In my paper at ALA, I showed some areas where the public has become quite vocal in their wants: variations on information overload, filter bubbles, paradox of choice and so on. This is not at all a complete list, but I think that the library field as a whole can help solve each and every one of those areas I noted. To do so however would/will demand deep changes in the library's traditional work. I have absolutely no doubt that someone will give the public what they want eventually, just as took place when people wanted PCs instead of typewriters. The typewriter companies that kept making typewriters withered and died unmourned by most, but lots of other organizations that didn't care one whit about typewriters were happy to take their place. We live in a world where most people care as much about our catalogs as they do about typewriters! That is an inescapable fact. The patrons don't care about library catalogs at all. They want something else.
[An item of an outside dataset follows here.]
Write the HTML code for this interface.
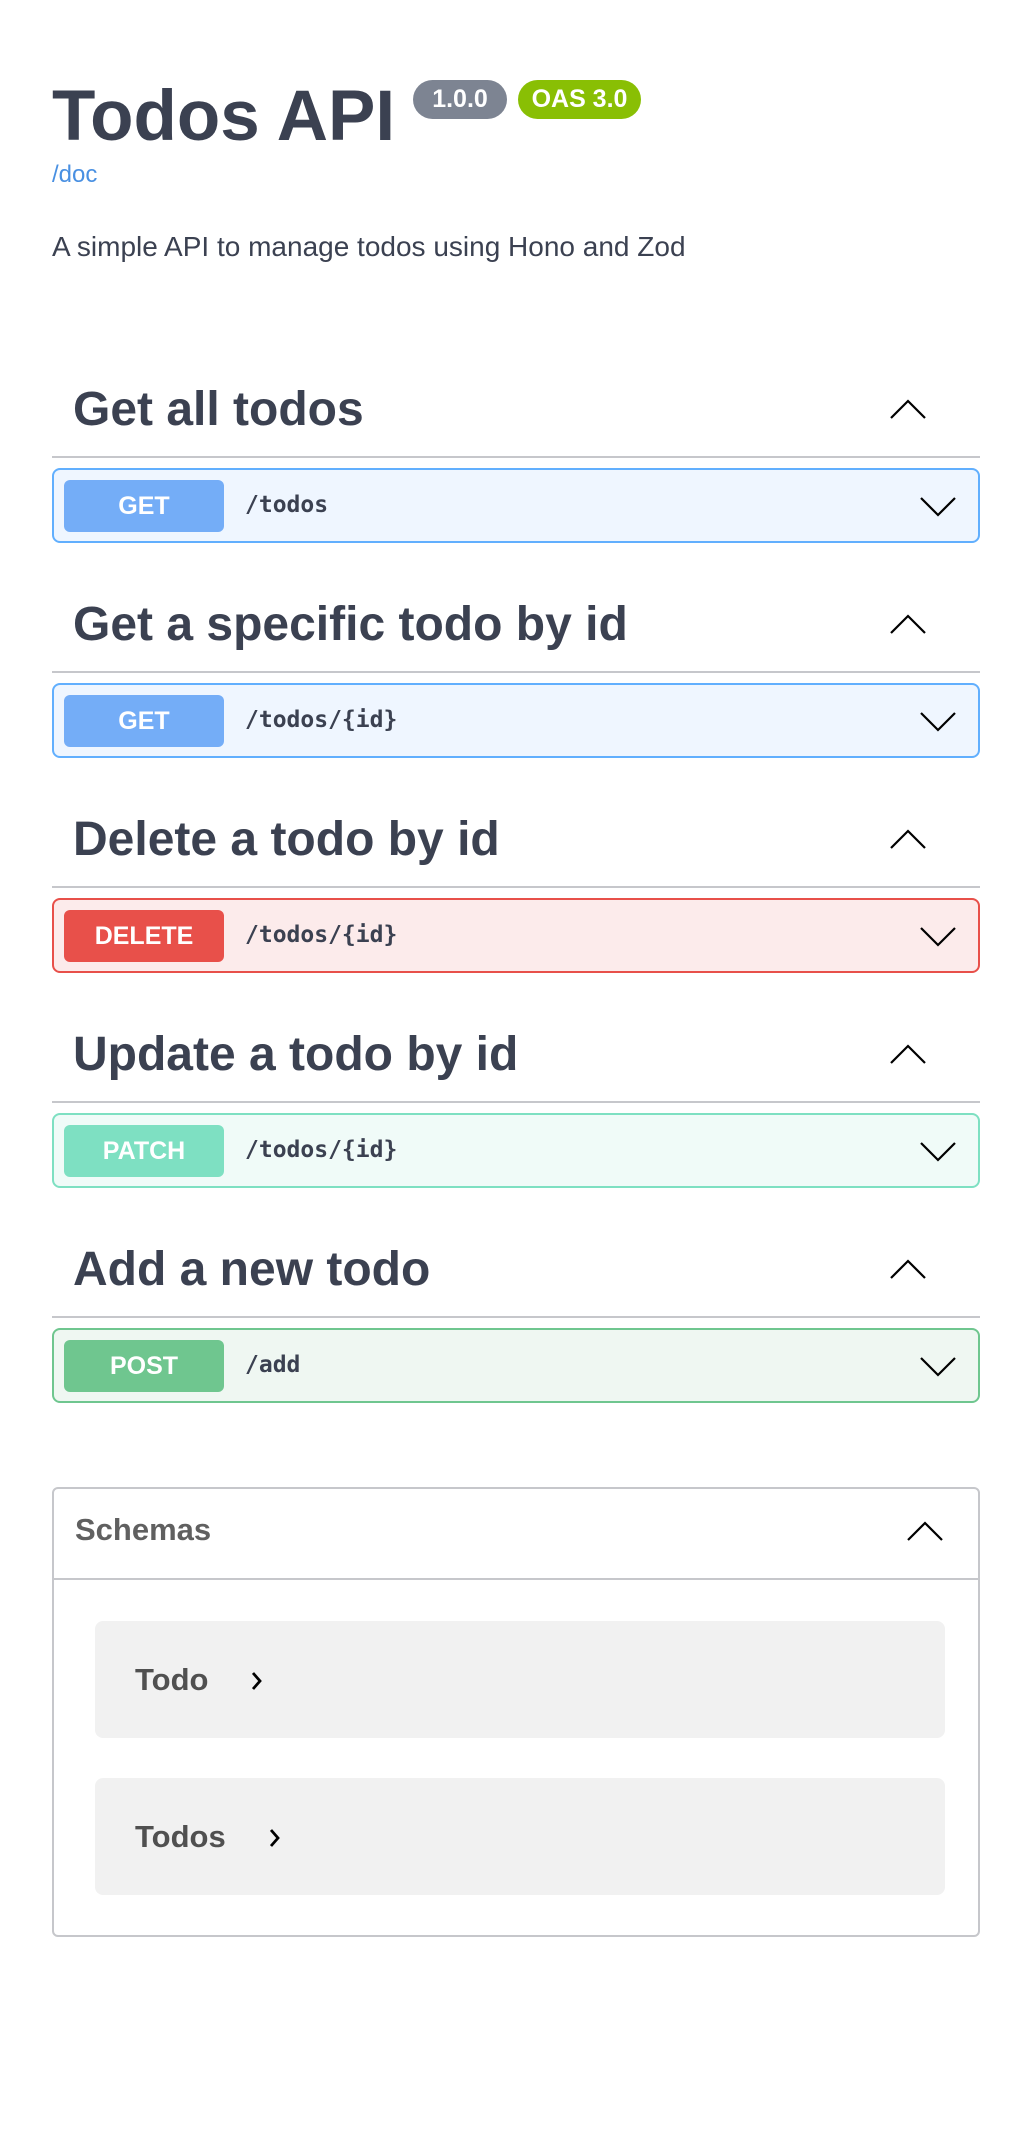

Still, there is some residual good feeling toward libraries themselves, although very few patrons really understand what libraries are and what they do. I hope libraries can find it within themselves to change enough so that they can provide people with what they want, but even if they don't, I am sure that someone will, someday.

Relating this to catalogs, I think that the library catalog--when seen within the entirety of the library enterprise--provides far more to the public than the arcane and antiquated FRBR user tasks, or anything that can be found in Cutter or the rest of the cataloging literature. To figure out what the catalog really and truly provides will demand radically new thinking however, and this new thinking can be helped along by finding out what the users really want. Then, librarians can imagine new tools that address those needs and they can be created and tested.